# WOW admins on this forum...



## ShamanS (May 22, 2010)

Great so I post a survey on a different page and the post gets deleted??????????????? What is wrong with that? Why am I not allowed to do that?


----------



## windu (May 22, 2010)

probably best if you ask the admins through a pm and not try and publically call them out, becuase ultimatly they could give ya the big boot regardless of your argument =)


----------



## ShamanS (May 22, 2010)

I don't care now TBH if they ban me...they will for this post anyway just because someone challenges them


----------



## Leon (May 22, 2010)

I merged your similar posts, and put the thread into the appropriate forum.


----------



## 13point9 (May 22, 2010)

EDIT:- nvm


----------



## Leon (May 22, 2010)

ShamanS said:


> I don't care now TBH if they ban me...they will for this post anyway just because someone challenges them



You're obviously accustomed to assholes. Welcome to Sevenstring.org


----------



## ShamanS (May 22, 2010)

Leon said:


> I merged your similar posts, and put the thread into the appropriate forum.

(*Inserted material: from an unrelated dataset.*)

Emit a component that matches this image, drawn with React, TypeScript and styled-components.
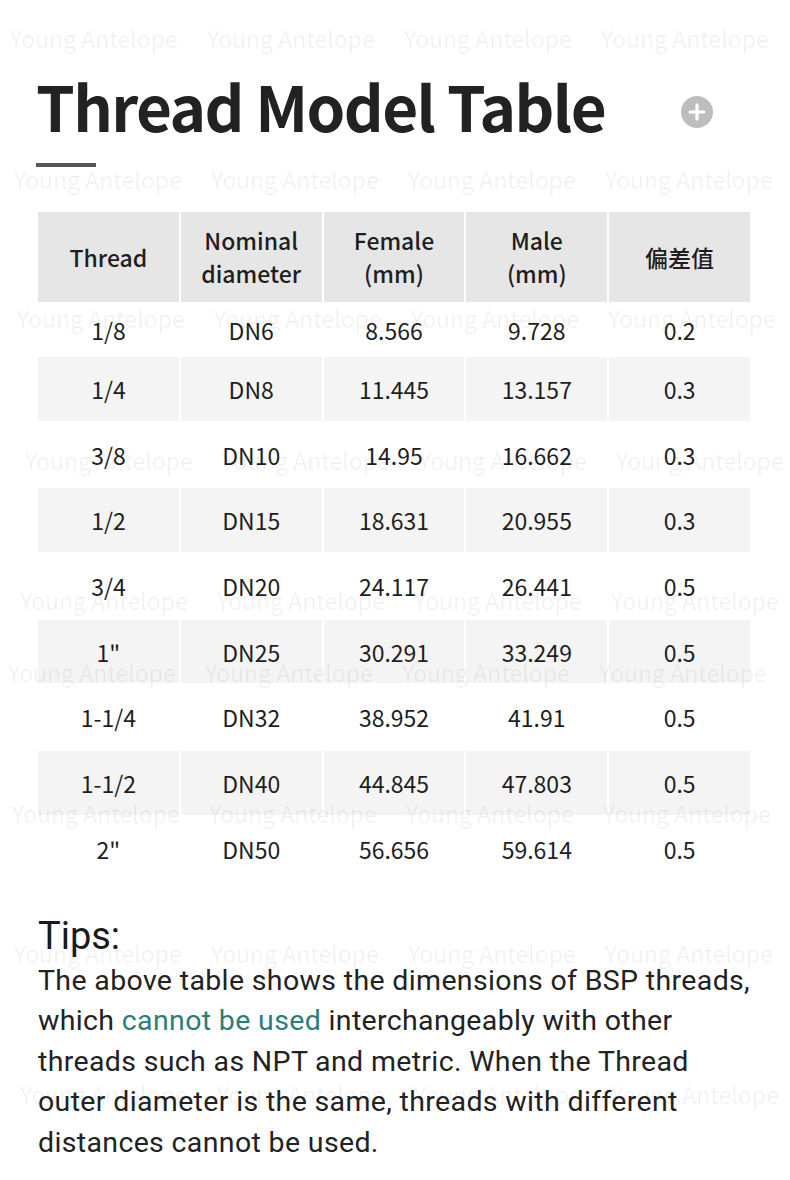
import React from 'react';
import styled, { createGlobalStyle } from 'styled-components';

const Global = createGlobalStyle`
  html, body { margin: 0; padding: 0; background: #fff; }
  body { font-family: "Noto Sans CJK SC", "Noto Sans", sans-serif; color: #1c1c1c; }
`;

const Page = styled.div`
  position: relative;
  width: 790px;
  height: 1180px;
  overflow: hidden;
  box-sizing: border-box;
  padding: 74px 0 0 36px;
`;

const TitleRow = styled.div`
  width: 677px;
  display: flex;
  justify-content: space-between;
  align-items: flex-start;
`;

const Title = styled.h1`
  margin: 0;
  font-family: "Noto Sans CJK SC", sans-serif;
  font-weight: 700;
  font-size: 62px;
  line-height: 63px;
  color: #222;
  letter-spacing: -1.6px;
`;

const PlusBadge = styled.div`
  width: 32px;
  height: 32px;
  margin-top: 22px;
  border-radius: 50%;
  background: #bdbdbd;
  display: flex;
  align-items: center;
  justify-content: center;
`;

const Bar = styled.div`
  width: 60px;
  height: 4px;
  margin-top: 26px;
  background: #555;
`;

const Table = styled.div`
  margin: 45px 0 0 2px;
  width: 712px;
  display: grid;
  grid-template-columns: repeat(5, 1fr);
  grid-template-rows: 90px 51px repeat(8, 63.7px);
  gap: 2px;
`;

const HeadCell = styled.div`
  background: #e6e6e6;
  display: flex;
  align-items: center;
  justify-content: center;
  text-align: center;
  font-size: 23px;
  line-height: 33px;
  font-weight: 500;
  color: #1e1e1e;
`;

const Cell = styled.div<{ $shade: boolean }>`
  background: ${(p) => (p.$shade ? '#f4f4f4' : '#fff')};
  display: flex;
  align-items: center;
  justify-content: center;
  font-size: 23px;
  font-weight: 400;
  color: #1e1e1e;
`;

const Tips = styled.div`
  margin: 30px 0 0 2px;
  font-family: Roboto, "Noto Sans", sans-serif;
  color: #1a1a1a;
`;

const TipsTitle = styled.div`
  font-size: 38px;
  line-height: 50px;
  font-weight: 400;
`;

const TipsText = styled.p`
  margin: 0;
  font-size: 28.5px;
  letter-spacing: 0.35px;
  line-height: 40.5px;
  font-weight: 400;
  white-space: nowrap;
  color: #222;
`;

const Accent = styled.span`
  color: #2b7d77;
`;

const Watermark = styled.div`
  position: absolute;
  inset: 0;
  pointer-events: none;
`;

const MarkRow = styled.div`
  position: absolute;
  left: 0;
  display: flex;
  gap: 32px;
`;

const Mark = styled.span`
  width: 165px;
  font-family: "Noto Sans CJK SC", sans-serif;
  font-size: 23px;
  line-height: 30px;
  color: rgba(0, 0, 0, 0.06);
  white-space: nowrap;
`;

const rows: [string, string, string, string, string][] = [
  ['1/8', 'DN6', '8.566', '9.728', '0.2'],
  ['1/4', 'DN8', '11.445', '13.157', '0.3'],
  ['3/8', 'DN10', '14.95', '16.662', '0.3'],
  ['1/2', 'DN15', '18.631', '20.955', '0.3'],
  ['3/4', 'DN20', '24.117', '26.441', '0.5'],
  ['1"', 'DN25', '30.291', '33.249', '0.5'],
  ['1-1/4', 'DN32', '38.952', '41.91', '0.5'],
  ['1-1/2', 'DN40', '44.845', '47.803', '0.5'],
  ['2"', 'DN50', '56.656', '59.614', '0.5'],
];

const marks: [number, number][] = [
  [23, 10], [164, 14], [303, 17], [445, 25], [585, 20], [657, 8], [798, 12], [938, 14], [1079, 20],
];

export default function App() {
  return (
    <>
      <Global />
      <Page>
        <TitleRow>
          <Title>Thread Model Table</Title>
          <PlusBadge>
            <svg width="18" height="18" viewBox="0 0 18 18">
              <path d="M9 2v14M2 9h14" stroke="#fff" strokeWidth="3.2" strokeLinecap="round" />
            </svg>
          </PlusBadge>
        </TitleRow>
        <Bar />
        <Table>
          <HeadCell>Thread</HeadCell>
          <HeadCell>Nominal<br />diameter</HeadCell>
          <HeadCell>Female<br />(mm)</HeadCell>
          <HeadCell>Male<br />(mm)</HeadCell>
          <HeadCell>偏差值</HeadCell>
          {rows.map((r, i) =>
            r.map((v, j) => (
              <Cell key={`${i}-${j}`} $shade={i % 2 === 1}>
                {v}
              </Cell>
            ))
          )}
        </Table>
        <Tips>
          <TipsTitle>Tips:</TipsTitle>
          <TipsText>
            The above table shows the dimensions of BSP threads,
            <br />
            which <Accent>cannot be used</Accent> interchangeably with other
            <br />
            threads such as NPT and metric. When the Thread
            <br />
            outer diameter is the same, threads with different
            <br />
            distances cannot be used.
          </TipsText>
        </Tips>
        <Watermark>
          {marks.map(([top, left], i) => (
            <MarkRow key={i} style={{ top, left }}>
              <Mark>Young Antelope</Mark>
              <Mark>Young Antelope</Mark>
              <Mark>Young Antelope</Mark>
              <Mark>Young Antelope</Mark>
            </MarkRow>
          ))}
        </Watermark>
      </Page>
    </>
  );
}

Couldn't you tell me that?


----------



## Leon (May 22, 2010)

BTW, I moved _THIS_ thread to the appropriate forum, as well


----------



## Customisbetter (May 22, 2010)

wtf is this?


----------



## Leon (May 22, 2010)

New guy doesn't know his way around


----------



## djpharoah (May 22, 2010)

Leon said:


> New guy doesn't know his way around


Weak excuse to start a call out thread.


----------



## Leon (May 22, 2010)

Yeah. He's new, though. If he had 500+ posts or so, I probably would have banned him and moved along. He just needs to expunge the bullshit he's accustomed to on other forums


----------



## CrushingAnvil (May 23, 2010)

Leon said:


> I merged your similar posts, and put the thread into the appropriate forum.



OP failed


----------



## CrushingAnvil (May 23, 2010)

Customisbetter said:


> wtf is this?


----------



## Thrashmanzac (May 23, 2010)




----------



## Leec (May 23, 2010)

I was hoping this was a 'complete the sentence' competition.


----------



## ShadyDavey (May 23, 2010)

I know the guy - he's normally far from confrontational so I can only assume he was having a bad day and didn't think about his reaction. 

Hopefully he'll pop back up and apologise for juding us by the standards of other forums


----------



## Customisbetter (May 23, 2010)

I do agree about the Admin (singular) of this forum, but the MODs are not that bad.


----------